Secure property rights: Szabo argued that property rights — the ability to own and transfer things without requiring trust in institutions — are fundamental to human freedom and prosperity. His work connects cypherpunk privacy philosophy to classical liberal economics.
Byzantine fault tolerance: Szabo contributed to early thinking about how distributed systems can achieve consensus even when some participants are compromised or adversarial.
Szabo's View on Bitcoin Today
Szabo is publicly bullish on Bitcoin. He views it as the realization of the cypherpunk dream — a money system that doesn't require trust in governments, banks, or any institution. He is notably skeptical of altcoins, particularly Ethereum's smart contract platform, which he views as having made unnecessary trust and centralization tradeoffs.

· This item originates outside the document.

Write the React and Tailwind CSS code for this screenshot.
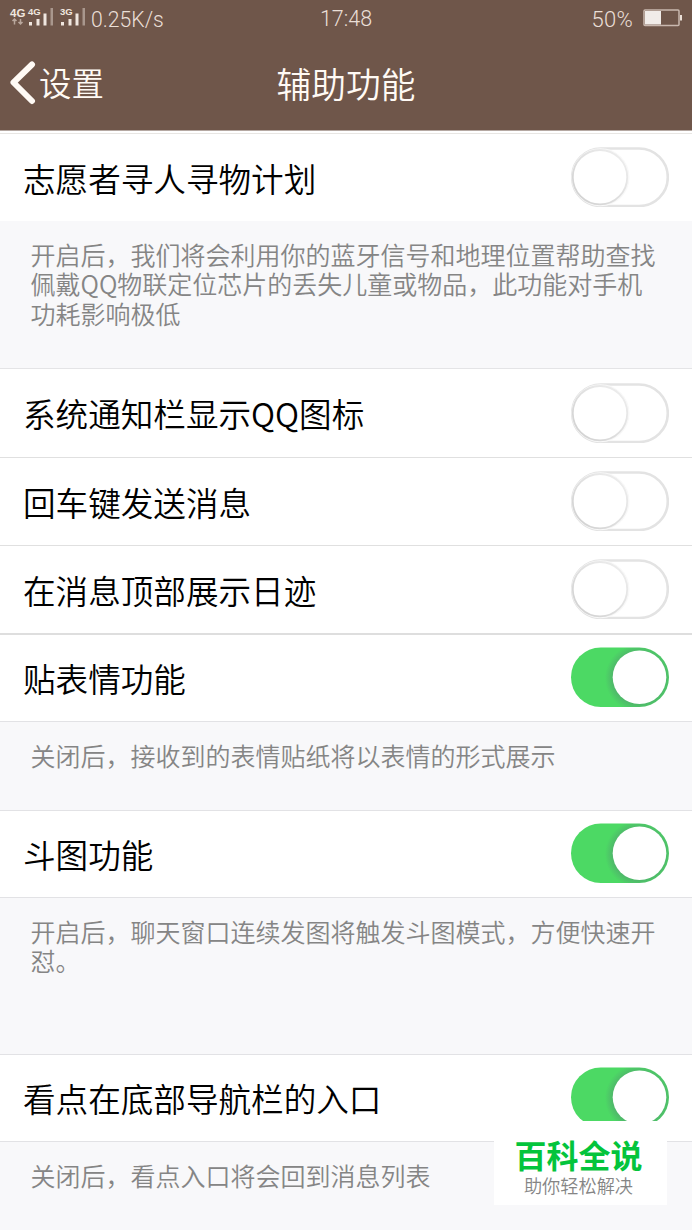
function Signal({ label }) {
  return (
    <svg viewBox="0 0 27 20" className="h-5 w-[27px] shrink-0 overflow-visible" fill="#f0e6df">
      <text x="0" y="6.500" className="font-['Liberation_Sans'] text-[9.500px] font-bold">{label}</text>
      <rect x="1" y="14" width="3" height="3.500" />
      <rect x="8.500" y="11" width="3" height="6.500" />
      <rect x="15.500" y="5.500" width="3" height="12" />
      <rect x="22.500" y="0" width="2.500" height="17.500" opacity="0.45" />
    </svg>
  );
}

function StatusBar() {
  return (
    <div className="grid h-[37px] grid-cols-[1fr_auto_1fr] items-center pl-[10px] pr-[10px] font-['Roboto','Noto_Sans_CJK_SC',sans-serif] text-[21.500px] font-light text-[#eadfd7]">
      <div className="flex items-center">
        <svg viewBox="0 0 18 20" className="h-5 w-[18px] shrink-0 overflow-visible" fill="#f0e6df">
          <text x="0" y="8.500" className="font-['Liberation_Sans'] text-[11.500px] font-bold">4G</text>
          <path d="M4.500 16.500v-5M2.500 13l2-2 2 2M10.500 11v5M8.500 14l2 2 2-2" fill="none" stroke="#b9a79d" strokeWidth="1.500" />
        </svg>
        <Signal label="4G" />
        <span className="w-[5px]" />
        <Signal label="3G" />
        <span className="ml-[4px] mt-[2px] whitespace-nowrap text-[21.200px]">0.25K/s</span>
      </div>
      <span className="mt-[2px]">17:48</span>
      <div className="flex items-center justify-end">
        <span className="mt-px text-[22px] tracking-[0.300px]">50%</span>
        <svg viewBox="0 0 39 18" className="-mt-[2px] ml-[10px] h-[18px] w-[39px]">
          <rect x="1" y="1" width="35" height="15.500" rx="1" fill="none" stroke="#c9b8af" strokeWidth="1.500" />
          <rect x="2" y="2" width="16" height="13.500" fill="#f1ece9" />
          <rect x="37" y="6" width="2" height="5.500" fill="#eadfd7" />
        </svg>
      </div>
    </div>
  );
}

function Header() {
  return (
    <header className="h-[130px] bg-[#6f564a]">
      <StatusBar />
      <div className="grid h-[93px] grid-cols-[1fr_auto_1fr] items-start text-[#fffaf5]">
        <div className="flex pl-[10px]">
          <svg viewBox="0 0 26 46" className="mt-[23px] h-[46px] w-[26px]" fill="none" stroke="#fffaf5" strokeWidth="6" strokeLinecap="round" strokeLinejoin="round">
            <path d="M22 4.500 3.500 22.500 22 41" />
          </svg>
          <span className="ml-[3px] mt-[21px] text-[32.400px] leading-[48px] font-[350]">设置</span>
        </div>
        <h1 className="mt-[22px] text-[34.700px] leading-[48px] font-[350]">辅助功能</h1>
      </div>
    </header>
  );
}

function Toggle({ on }) {
  if (on) {
    return (
      <svg viewBox="0 0 98 60" className="-mt-[2px] h-[60px] w-[98px] shrink-0">
        <defs>
          <radialGradient id="knobShade" gradientUnits="userSpaceOnUse" cx="68" cy="31" r="34">
            <stop offset="0.78" stopColor="#4fb96a" />
            <stop offset="1" stopColor="#4cd964" />
          </radialGradient>
        </defs>
        <rect x="0" y="0.500" width="98" height="59.500" rx="29.700" fill="url(#knobShade)" />
        <circle cx="68.500" cy="30.300" r="26.800" fill="#fff" />
      </svg>
    );
  }
  return (
    <svg viewBox="0 0 98 60" className="-mt-px h-[60px] w-[98px] shrink-0">
      <defs>
        <linearGradient id="knobEdge" x1="0" y1="1" x2="1" y2="0">
          <stop offset="0" stopColor="#cfcfcf" />
          <stop offset="1" stopColor="#f0f0f0" />
        </linearGradient>
      </defs>
      <rect x="1.200" y="1.500" width="95.600" height="57.500" rx="28.700" fill="#fff" stroke="#e3e3e3" strokeWidth="2.600" />
      <circle cx="29.500" cy="30.200" r="27.500" fill="none" stroke="#f8f8f8" strokeWidth="3" />
      <circle cx="29" cy="30.200" r="27.200" fill="#fff" stroke="url(#knobEdge)" strokeWidth="1.800" />
    </svg>
  );
}

function Row({ label, on, className }) {
  return (
    <div className={`flex items-center justify-between bg-white pl-[23px] pr-[23px] ${className}`}>
      <span className="text-[32.600px] leading-[48px] font-[350] text-black">{label}</span>
      <Toggle on={on} />
    </div>
  );
}

function Note({ lines, className }) {
  return (
    <div className={`pl-[30.500px] pt-[19px] text-[25px] leading-[29.300px] font-[350] text-[#858585] ${className}`}>
      {lines.map((line) => (
        <p key={line} className="whitespace-nowrap">{line}</p>
      ))}
    </div>
  );
}

export default function App() {
  return (
    <div className="relative h-[1230px] w-[692px] overflow-hidden bg-[#f8f8fa] font-['Noto_Sans_CJK_SC',sans-serif]">
      <Header />
      <div className="h-[4px] border-t border-b border-t-[#b5a9a3] border-b-[#e8e6e3] bg-white" />

      <Row label="志愿者寻人寻物计划" className="h-[87px]" />
      <Note
        className="h-[147px]"
        lines={[
          "开启后，我们将会利用你的蓝牙信号和地理位置帮助查找",
          "佩戴QQ物联定位芯片的丢失儿童或物品，此功能对手机",
          "功耗影响极低",
        ]}
      />

      <Row label="系统通知栏显示QQ图标" className="h-[89px] border-t border-[#e4e4e6]" />
      <Row label="回车键发送消息" className="h-[88px] border-t border-[#e0e0e0]" />
      <Row label="在消息顶部展示日迹" className="h-[88px] border-t border-[#e0e0e0]" />
      <Row label="贴表情功能" on className="h-[89px] border-t-2 border-b border-t-[#dedede] border-b-[#e2e2e5]" />
      <Note className="h-[88px]" lines={["关闭后，接收到的表情贴纸将以表情的形式展示"]} />

      <Row label="斗图功能" on className="h-[88px] border-y border-[#e2e2e5]" />
      <Note className="h-[156px]" lines={["开启后，聊天窗口连续发图将触发斗图模式，方便快速开", "怼。"]} />

      <Row label="看点在底部导航栏的入口" on className="h-[88px] border-y border-[#e2e2e5]" />
      <Note className="h-[88px]" lines={["关闭后，看点入口将会回到消息列表"]} />

      {/* Watermark badge */}
      <div className="absolute left-[494px] top-[1121px] flex h-[84px] w-[173px] flex-col items-center bg-white pr-[4px] pt-[11px]">
        <span className="text-[32px] leading-[44px] font-bold text-[#04c43c]">百科全说</span>
        <span className="text-[18.200px] leading-[18px] font-[350] text-[#858585]">助你轻松解决</span>
      </div>
    </div>
  );
}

His recurring criticism of Ethereum: "If you trust the Ethereum Foundation, you can use Ethereum. If you don't trust them, you can't. Bitcoin requires you to trust no one."
This maximalist perspective is consistent with his Bit Gold design philosophy, which prioritized trustlessness above all else.
Why Szabo's Work Matters for Bitcoin Holders
Understanding Szabo's intellectual contributions deepens your understanding of why Bitcoin is designed the way it is:
- The proof of work chain is not an accident or an arbitrary design choice — it's the solution to unforgeable digital scarcity that Szabo spent a decade articulating
- The immutability of Bitcoin's ledger is a direct implementation of Szabo's insight that trusted third parties are security vulnerabilities
- The 21 million cap reflects his collectibles theory — scarcity is what makes money valuable
- The resistance to change (ossification) reflects his view that the trustlessness property is the most valuable property of the system
Szabo didn't build Bitcoin. But Bitcoin builds on his ideas more than those of any other single person whose identity we know.